Leaders from across the European Union are gearing up for the COP27, the UN Climate Change Conference that aims to put the brakes on climate change and limit global warming to 1.5 degrees Celsius, a theoretical aspiration that has become increasingly detached from the reality on the ground.
There is “no credible pathway to 1.5°C in place,” a UN environmental report concluded last month.
The EU has long been considered a reliable advocate for the green transition, adopting far-reaching policies and enshrining its 2050 climate neutrality goal in law. The bloc has become a sort of experimental laboratory for climate legislation, with other countries looking to see what works and what does not.
At last year’s conference, the EU led efforts to slash methane emissions, protect tropical forests and support South Africa’s decarbonisation. But things have changed since Glasgow.
European leaders are heading to Sharm El-Sheikh, Egypt, in the midst of a severe energy crisis that threatens to bring industry to a standstill and households under financial stress.
Faced with the prospect of widespread blackouts and rationing, countries have made security of supplies their top priority, even if it comes with a high economic and environmental price tag.
As cheap Russian gas vanished overnight, some member states have been forced to resort back to coal, the most polluting fossil fuel.
Germany, Italy, the Netherlands, Greece and Hungary have all announced plans to extend the lifetime of coal plants, re-open those that have been closed or lift the cap on coal-burning hours.
Austria, which celebrated the closure of its last coal plant in 2020, also proposed to re-activate its system to cope with emergency shortages. The idea was blocked in the summer by the opposition.
The International Energy Agency (IEA) estimates the EU’s coal consumption rose by 10% in the first six months of 2022, driven mostly by electricity demand, and will continue to increase as winter nears.
“We expect coal consumption to also rise in the second half of the year, pushed up by the need to save gas for winter amid uncertainty over Russian flows,” the agency said in its July market update, released before the indefinite shutdown of the Nord Stream 1 pipeline.
“Germany will account for the largest additional consumption,” it noted.
Globally, the IEA predicts coal consumption to reach 8 billion tonnes, reversing a downward trend and matching the all-time high set in 2013. Europe will account for about 5% of this burning.
‘We need to catch up’
This unexpected rise in coal burning appears to contradict the EU’s stated priorities for COP27, which include urging other countries around the world to “close the book on unabated coal through a phasedown and ending inefficient fossil fuel subsidies.”
Developing nations often accuse the West of hypocrisy and selfishness when it comes to green action, arguing wealthy countries have a larger role to play given their historical responsibility in releasing greenhouse gas emissions and warming up the planet during past industrial revolutions.

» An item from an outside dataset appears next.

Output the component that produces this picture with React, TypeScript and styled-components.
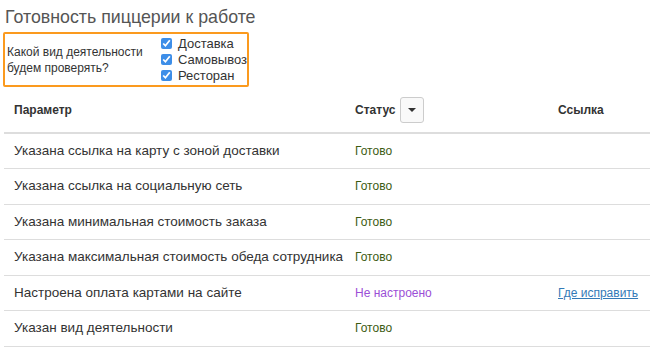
import * as React from 'react';
import styled, {createGlobalStyle} from 'styled-components';

const Global = createGlobalStyle`
    body {
        margin: 0;
        background: #fff;
        font-family: "Liberation Sans", Arial, sans-serif;
        color: #333;
    }
`;

const Page = styled.div`
    padding: 0 0 0 4px;
`;

const Title = styled.h1`
    margin: 0;
    padding: 6px 0 0 1px;
    font-size: 17.8px;
    font-weight: normal;
    line-height: 22px;
    color: #555;
`;

const FilterBox = styled.div`
    display: flex;
    align-items: center;
    width: 240px;
    height: 51px;
    margin: 4px 0 0 -1px;
    padding: 0 0 0 2px;
    border: 2px solid #fb9a1e;
    border-radius: 2px;
`;

const Question = styled.div`
    width: 156px;
    font-size: 12px;
    line-height: 16px;
`;

const Options = styled.div`
    display: flex;
    flex-direction: column;
`;

const Option = styled.label`
    display: flex;
    align-items: center;
    gap: 6px;
    height: 16px;
    font-size: 13px;
`;

const Check = styled.input`
    width: 11px;
    height: 11px;
    margin: 0 0 0 2px;
    accent-color: #3d8ee8;
`;

const Table = styled.table`
    width: 100%;
    margin-top: 2px;
    table-layout: fixed;
    border-collapse: collapse;
    font-size: 13.5px;
`;

const Th = styled.th<{ $w?: number }>`
    width: ${p => (p.$w ? `${p.$w}px` : 'auto')};
    height: 44px;
    padding: 0 10px 2px;
    box-sizing: border-box;
    text-align: left;
    font-size: 12px;
    font-weight: bold;
    white-space: nowrap;
    border-bottom: 2px solid #ddd;
`;

const HeadCell = styled.div`
    display: flex;
    align-items: center;
    gap: 5px;
`;

const DropButton = styled.button`
    display: flex;
    align-items: center;
    justify-content: center;
    width: 24px;
    height: 26px;
    padding: 0;
    background: #f9f9f9;
    border: 1px solid #ccc;
    border-radius: 3px;
    cursor: pointer;
`;

const Caret = styled.span`
    width: 0;
    height: 0;
    border-left: 4px solid transparent;
    border-right: 4px solid transparent;
    border-top: 4px solid #333;
`;

const Row = styled.tr`
    & + & td {
        border-top: 1px solid #ddd;
    }
    &:last-child td {
        border-bottom: 1px solid #ddd;
    }
`;

const Td = styled.td`
    height: 35.5px;
    padding: 0 0 0 10px;
    box-sizing: border-box;
    line-height: 18px;
    white-space: nowrap;
`;

const Status = styled.span<{ $ok: boolean }>`
    font-size: 12px;
    color: ${p => (p.$ok ? '#3d5c12' : '#9b4fd6')};
`;

const FixLink = styled.a`
    font-size: 12px;
    color: #337ab7;
    text-decoration: underline;
`;

const rows = [
    {text: 'Указана ссылка на карту с зоной доставки', ok: true},
    {text: 'Указана ссылка на социальную сеть', ok: true},
    {text: 'Указана минимальная стоимость заказа', ok: true},
    {text: 'Указана максимальная стоимость обеда сотрудника', ok: true},
    {text: 'Настроена оплата картами на сайте', ok: false},
    {text: 'Указан вид деятельности', ok: true},
];

const App: React.FC = () => (
    <Page>
        <Global />
        <Title>Готовность пиццерии к работе</Title>
        <FilterBox>
            <Question>Какой вид деятельности будем проверять?</Question>
            <Options>
                {['Доставка', 'Самовывоз', 'Ресторан'].map(name => (
                    <Option key={name}>
                        <Check type="checkbox" defaultChecked />
                        {name}
                    </Option>
                ))}
            </Options>
        </FilterBox>
        <Table>
            <thead>
                <tr>
                    <Th $w={341}>Параметр</Th>
                    <Th $w={203}>
                        <HeadCell>
                            Статус
                            <DropButton><Caret /></DropButton>
                        </HeadCell>
                    </Th>
                    <Th>Ссылка</Th>
                </tr>
            </thead>
            <tbody>
                {rows.map(r => (
                    <Row key={r.text}>
                        <Td>{r.text}</Td>
                        <Td>
                            <Status $ok={r.ok}>{r.ok ? 'Готово' : 'Не настроено'}</Status>
                        </Td>
                        <Td>{!r.ok && <FixLink href="#">Где исправить</FixLink>}</Td>
                    </Row>
                ))}
            </tbody>
        </Table>
    </Page>
);

export default App;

The hot-button issue of climate reparations, the financial compensations for the irreversible damage caused by climate change, is rooted in this very disparity.
The European Commission, which has spearheaded world-class climate laws, blames the situation on Russia’s “weaponisation” of energy supplies and estimates the gas-to-coal switch might last for up to three winters.

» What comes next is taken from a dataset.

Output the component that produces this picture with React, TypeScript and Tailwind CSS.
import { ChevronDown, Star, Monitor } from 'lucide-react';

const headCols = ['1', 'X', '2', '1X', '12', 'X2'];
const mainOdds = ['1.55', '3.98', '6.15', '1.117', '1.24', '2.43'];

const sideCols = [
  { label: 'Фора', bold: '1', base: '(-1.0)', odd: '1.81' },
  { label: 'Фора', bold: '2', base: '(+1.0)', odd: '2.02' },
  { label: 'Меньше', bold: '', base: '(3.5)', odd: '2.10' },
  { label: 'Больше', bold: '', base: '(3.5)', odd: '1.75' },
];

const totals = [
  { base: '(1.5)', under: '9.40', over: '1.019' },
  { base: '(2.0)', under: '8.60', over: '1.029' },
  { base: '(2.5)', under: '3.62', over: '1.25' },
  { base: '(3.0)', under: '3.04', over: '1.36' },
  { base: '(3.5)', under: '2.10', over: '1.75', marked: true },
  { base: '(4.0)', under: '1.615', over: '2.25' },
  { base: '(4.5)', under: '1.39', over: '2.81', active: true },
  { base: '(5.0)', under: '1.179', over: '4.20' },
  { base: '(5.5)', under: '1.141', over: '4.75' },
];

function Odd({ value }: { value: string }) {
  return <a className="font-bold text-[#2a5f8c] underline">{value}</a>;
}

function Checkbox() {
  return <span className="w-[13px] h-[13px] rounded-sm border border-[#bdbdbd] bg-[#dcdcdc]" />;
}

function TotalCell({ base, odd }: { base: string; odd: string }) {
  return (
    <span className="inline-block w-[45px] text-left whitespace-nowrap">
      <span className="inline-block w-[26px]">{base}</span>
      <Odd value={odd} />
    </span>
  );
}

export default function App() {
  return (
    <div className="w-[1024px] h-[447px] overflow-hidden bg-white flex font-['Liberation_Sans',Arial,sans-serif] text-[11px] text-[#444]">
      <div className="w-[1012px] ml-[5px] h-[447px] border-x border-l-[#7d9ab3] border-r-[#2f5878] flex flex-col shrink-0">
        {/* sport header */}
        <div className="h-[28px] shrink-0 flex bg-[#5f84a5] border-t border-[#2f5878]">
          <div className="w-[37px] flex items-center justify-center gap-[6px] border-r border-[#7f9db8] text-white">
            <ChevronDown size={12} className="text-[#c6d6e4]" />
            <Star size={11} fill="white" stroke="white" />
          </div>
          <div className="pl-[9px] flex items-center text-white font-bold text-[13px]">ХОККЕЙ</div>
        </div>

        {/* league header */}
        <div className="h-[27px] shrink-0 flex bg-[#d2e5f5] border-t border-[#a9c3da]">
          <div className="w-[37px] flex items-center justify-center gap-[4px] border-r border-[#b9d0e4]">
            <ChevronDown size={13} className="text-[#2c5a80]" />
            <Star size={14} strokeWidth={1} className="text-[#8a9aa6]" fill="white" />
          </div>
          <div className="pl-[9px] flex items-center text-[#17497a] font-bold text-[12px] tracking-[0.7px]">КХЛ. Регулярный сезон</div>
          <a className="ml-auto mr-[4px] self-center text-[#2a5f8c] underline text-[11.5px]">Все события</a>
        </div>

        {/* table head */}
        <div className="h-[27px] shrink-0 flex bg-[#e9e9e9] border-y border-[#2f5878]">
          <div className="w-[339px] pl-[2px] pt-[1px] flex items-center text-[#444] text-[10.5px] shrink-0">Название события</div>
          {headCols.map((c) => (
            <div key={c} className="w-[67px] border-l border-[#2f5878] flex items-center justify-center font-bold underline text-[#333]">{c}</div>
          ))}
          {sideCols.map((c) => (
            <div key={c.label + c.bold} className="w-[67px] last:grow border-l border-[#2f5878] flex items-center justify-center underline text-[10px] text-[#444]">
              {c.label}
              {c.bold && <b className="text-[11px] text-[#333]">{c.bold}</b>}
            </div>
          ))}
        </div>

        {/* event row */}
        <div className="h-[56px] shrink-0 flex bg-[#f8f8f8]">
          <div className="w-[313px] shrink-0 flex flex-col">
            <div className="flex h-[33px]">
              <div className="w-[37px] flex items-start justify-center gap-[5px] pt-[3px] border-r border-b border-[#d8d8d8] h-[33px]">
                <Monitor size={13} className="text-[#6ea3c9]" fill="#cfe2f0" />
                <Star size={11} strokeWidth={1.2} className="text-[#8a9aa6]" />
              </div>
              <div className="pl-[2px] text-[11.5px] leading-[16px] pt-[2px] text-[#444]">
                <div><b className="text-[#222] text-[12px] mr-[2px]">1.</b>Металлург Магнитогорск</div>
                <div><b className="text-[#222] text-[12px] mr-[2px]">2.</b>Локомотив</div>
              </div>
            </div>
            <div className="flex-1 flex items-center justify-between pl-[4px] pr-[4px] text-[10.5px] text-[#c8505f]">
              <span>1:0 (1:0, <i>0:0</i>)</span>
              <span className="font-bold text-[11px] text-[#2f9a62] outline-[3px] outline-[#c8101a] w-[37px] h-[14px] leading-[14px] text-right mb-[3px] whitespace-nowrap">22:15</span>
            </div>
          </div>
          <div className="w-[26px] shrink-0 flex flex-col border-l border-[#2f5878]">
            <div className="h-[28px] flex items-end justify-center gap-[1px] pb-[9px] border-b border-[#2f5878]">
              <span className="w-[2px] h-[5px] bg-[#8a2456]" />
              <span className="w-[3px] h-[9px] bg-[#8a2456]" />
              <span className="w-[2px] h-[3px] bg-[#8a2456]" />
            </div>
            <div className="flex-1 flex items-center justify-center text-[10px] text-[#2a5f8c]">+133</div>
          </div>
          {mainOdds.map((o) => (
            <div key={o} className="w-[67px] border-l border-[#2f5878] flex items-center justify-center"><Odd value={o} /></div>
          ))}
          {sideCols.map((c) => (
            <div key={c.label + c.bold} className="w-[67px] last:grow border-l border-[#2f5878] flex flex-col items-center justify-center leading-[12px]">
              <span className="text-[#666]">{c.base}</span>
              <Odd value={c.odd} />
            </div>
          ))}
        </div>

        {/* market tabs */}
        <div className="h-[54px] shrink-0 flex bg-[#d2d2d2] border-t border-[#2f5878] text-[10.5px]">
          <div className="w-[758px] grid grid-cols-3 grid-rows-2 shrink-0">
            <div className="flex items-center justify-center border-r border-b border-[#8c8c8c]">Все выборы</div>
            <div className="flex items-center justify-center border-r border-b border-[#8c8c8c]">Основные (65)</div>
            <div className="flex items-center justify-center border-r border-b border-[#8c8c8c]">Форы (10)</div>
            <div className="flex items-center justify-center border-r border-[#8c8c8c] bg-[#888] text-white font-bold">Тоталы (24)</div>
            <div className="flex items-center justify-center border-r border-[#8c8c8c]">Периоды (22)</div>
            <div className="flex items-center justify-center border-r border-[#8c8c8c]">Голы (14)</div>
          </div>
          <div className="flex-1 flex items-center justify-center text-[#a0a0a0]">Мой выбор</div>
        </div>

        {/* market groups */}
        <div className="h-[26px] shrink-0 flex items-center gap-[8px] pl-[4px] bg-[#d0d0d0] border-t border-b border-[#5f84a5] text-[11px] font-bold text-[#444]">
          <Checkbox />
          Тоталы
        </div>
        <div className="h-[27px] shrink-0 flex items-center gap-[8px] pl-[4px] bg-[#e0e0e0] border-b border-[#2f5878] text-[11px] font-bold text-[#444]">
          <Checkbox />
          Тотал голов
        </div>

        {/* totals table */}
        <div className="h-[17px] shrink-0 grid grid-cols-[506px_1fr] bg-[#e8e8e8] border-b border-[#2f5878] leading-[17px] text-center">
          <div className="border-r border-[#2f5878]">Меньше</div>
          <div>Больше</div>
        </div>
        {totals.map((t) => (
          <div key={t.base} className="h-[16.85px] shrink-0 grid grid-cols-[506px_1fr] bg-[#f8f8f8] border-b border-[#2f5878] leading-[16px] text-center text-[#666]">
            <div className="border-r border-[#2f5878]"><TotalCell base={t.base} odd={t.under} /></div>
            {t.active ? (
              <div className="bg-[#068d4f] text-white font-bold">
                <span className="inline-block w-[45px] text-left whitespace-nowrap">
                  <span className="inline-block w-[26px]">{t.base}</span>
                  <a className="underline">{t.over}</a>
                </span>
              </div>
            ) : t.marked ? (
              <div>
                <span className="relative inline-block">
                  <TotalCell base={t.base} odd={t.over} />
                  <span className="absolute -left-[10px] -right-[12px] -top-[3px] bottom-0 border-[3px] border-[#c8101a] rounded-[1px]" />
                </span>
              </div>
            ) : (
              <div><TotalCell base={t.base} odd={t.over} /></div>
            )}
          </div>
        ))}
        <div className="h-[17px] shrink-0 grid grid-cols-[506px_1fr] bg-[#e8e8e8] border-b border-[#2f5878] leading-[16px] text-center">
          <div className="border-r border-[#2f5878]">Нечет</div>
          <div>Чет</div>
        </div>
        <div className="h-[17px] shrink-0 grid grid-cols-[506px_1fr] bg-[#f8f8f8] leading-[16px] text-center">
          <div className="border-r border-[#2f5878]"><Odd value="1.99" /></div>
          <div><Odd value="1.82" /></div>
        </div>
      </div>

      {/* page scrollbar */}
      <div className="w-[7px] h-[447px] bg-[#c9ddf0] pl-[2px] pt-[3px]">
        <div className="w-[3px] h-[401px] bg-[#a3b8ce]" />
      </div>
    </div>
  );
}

This will lead to an increase in greenhouse gas emissions in the short term but that will be offset by an accelerated deployment of homegrown green energy, such as solar panels and wind farms, the executive says.
The bloc is still legally bound to slash emissions by at least 55% by the end of the decade.

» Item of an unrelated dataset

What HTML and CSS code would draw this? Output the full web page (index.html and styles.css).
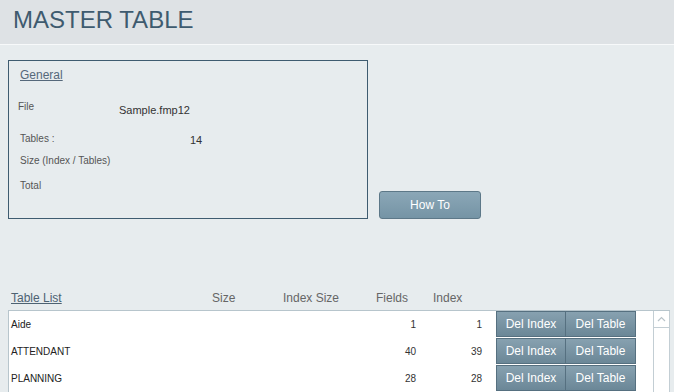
FILE: index.html
```html
<!DOCTYPE html>
<html lang="en">
<head>
    <meta charset="UTF-8">
    <title>Master Table</title>
    <link rel="stylesheet" href="styles.css">
</head>
<body>
    <div class="top-bar">
        <h1>MASTER TABLE</h1>
    </div>

    <div class="info-row">
        <div class="general-box">
            <div class="box-title">General</div>
            <div class="info-line file-line">
                <span class="label file-label">File</span>
                <span class="file-name">Sample.fmp12</span>
            </div>
            <div class="info-line tables-line">
                <span class="label tables-label">Tables :</span>
                <span class="count">14</span>
            </div>
            <div class="info-line size-line">
                <span class="label">Size (Index / Tables)</span>
            </div>
            <div class="info-line total-line">
                <span class="label">Total</span>
            </div>
        </div>
        <button class="how-to-btn">How To</button>
    </div>

    <div class="list-head">
        <span class="head-name">Table List</span>
        <span class="head-size">Size</span>
        <span class="head-isize">Index Size</span>
        <span class="head-fields">Fields</span>
        <span class="head-index">Index</span>
    </div>

    <div class="table-list">
        <div class="rows">
            <div class="row">
                <span class="name">Aide</span>
                <span class="fields">1</span>
                <span class="index">1</span>
                <div class="btn-pair">
                    <button class="del-btn">Del Index</button>
                    <button class="del-btn">Del Table</button>
                </div>
            </div>
            <div class="row">
                <span class="name">ATTENDANT</span>
                <span class="fields">40</span>
                <span class="index">39</span>
                <div class="btn-pair">
                    <button class="del-btn">Del Index</button>
                    <button class="del-btn">Del Table</button>
                </div>
            </div>
            <div class="row">
                <span class="name">PLANNING</span>
                <span class="fields">28</span>
                <span class="index">28</span>
                <div class="btn-pair">
                    <button class="del-btn">Del Index</button>
                    <button class="del-btn">Del Table</button>
                </div>
            </div>
        </div>
        <div class="scrollbar">
            <div class="scroll-up">
                <svg width="9" height="6" viewBox="0 0 9 6"><path d="M1 5 L4.5 1.5 L8 5" fill="none" stroke="#b9c3c9" stroke-width="1.2"/></svg>
            </div>
        </div>
    </div>
</body>
</html>
```

FILE: styles.css
```css
*{
    margin: 0;
    padding: 0;
    box-sizing: border-box;
    font-family: "Liberation Sans", Arial, Helvetica, sans-serif;
}
body{
    background-color: #e7ecee;
    height: 392px;
    overflow: hidden;
}
.top-bar{
    height: 45px;
    background-color: #dee2e5;
    border-bottom: 1px solid #f7f9fa;
    padding-left: 13px;
}
h1{
    font-size: 24px;
    font-weight: normal;
    color: #3e5b6f;
    line-height: 40px;
}
.info-row{
    display: flex;
    align-items: flex-end;
    gap: 11px;
    margin: 15px 0 0 8px;
}
.general-box{
    width: 360px;
    height: 159px;
    border: 1px solid #3f5c70;
    padding: 7px 0 0 11px;
}
.box-title{
    font-size: 12px;
    line-height: 14px;
    color: #55687a;
    text-decoration: underline;
}
.info-line{
    display: flex;
    font-size: 10px;
    line-height: 14px;
}
.label{
    color: #555;
}
.file-line{
    margin-top: 18px;
}
.file-label{
    margin-left: -2px;
    width: 101px;
}
.file-name{
    font-size: 11px;
    color: #333;
    padding-top: 3px;
}
.tables-line{
    margin-top: 15px;
}
.tables-label{
    width: 170px;
}
.count{
    font-size: 11px;
    color: #333;
    padding-top: 1px;
}
.size-line{
    margin-top: 7px;
}
.total-line{
    margin-top: 11px;
}
.how-to-btn{
    width: 102px;
    height: 28px;
    font-size: 12px;
    color: #fff;
    background: linear-gradient(#8ba7b7, #7594a5);
    border: 1px solid #5d7888;
    border-radius: 3px;
}
.list-head{
    display: flex;
    margin: 72px 0 5px 11px;
    font-size: 12px;
    line-height: 14px;
    color: #666;
}
.head-name{
    width: 201px;
    color: #4d6272;
    text-decoration: underline;
}
.head-size{
    width: 71px;
}
.head-isize{
    width: 93px;
}
.head-fields{
    width: 57px;
}
.table-list{
    display: flex;
    margin-left: 8px;
    width: 662px;
    height: 82px;
    overflow: hidden;
    background-color: #fff;
    border: 1px solid #b7c5cc;
    border-right: none;
    border-bottom: none;
}
.rows{
    flex: 1;
}
.row{
    display: flex;
    align-items: center;
    height: 27px;
    font-size: 10px;
    color: #222;
}
.name{
    width: 340px;
    padding-left: 2px;
}
.fields,
.index{
    text-align: right;
    color: #333;
}
.fields{
    width: 67px;
}
.index{
    width: 66px;
}
.btn-pair{
    display: flex;
    margin-left: 14px;
    height: 26px;
    align-self: flex-start;
}
.del-btn{
    width: 70px;
    height: 26px;
    font-size: 12px;
    color: #fff;
    background: linear-gradient(#87a1b0, #6b8797);
    border: 1px solid #567080;
}
.del-btn + .del-btn{
    border-left: none;
}
.scrollbar{
    width: 17px;
    border-left: 1px solid #c3ced4;
    border-right: 1px solid #c3ced4;
}
.scroll-up{
    height: 17px;
    border-bottom: 1px solid #c3ced4;
    display: flex;
    justify-content: center;
    align-items: center;
}
```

“What that will mean is that we need to catch up in the second half of the decade for any impact that the next couple of winters have on our emissions, if there are any, through that extra coal use we need on a short-term basis,” said a European Commission spokesperson on Thursday, in response to a Euronews question.
“But I think that’s a situation which the majority of our international partners understand, they appreciate the situation we’re put in at the moment, and they understand that Europe will remain a global leader in terms of phasing out coal around the world and in terms of raising ambitions.”
The European Commission has unveiled a new plan, dubbed REPower EU, that aims to mobilise up to €300 billion in loans and grants to achieve total independence from Russian fossil fuels before the end of the decade.
The plans also intend to cut down the notorious red tape of green technology and expand the EU’s targets for renewable energy for 2030, from 40% to 45% of all total energy produced.
REPower EU is still under discussion and no money has yet been released.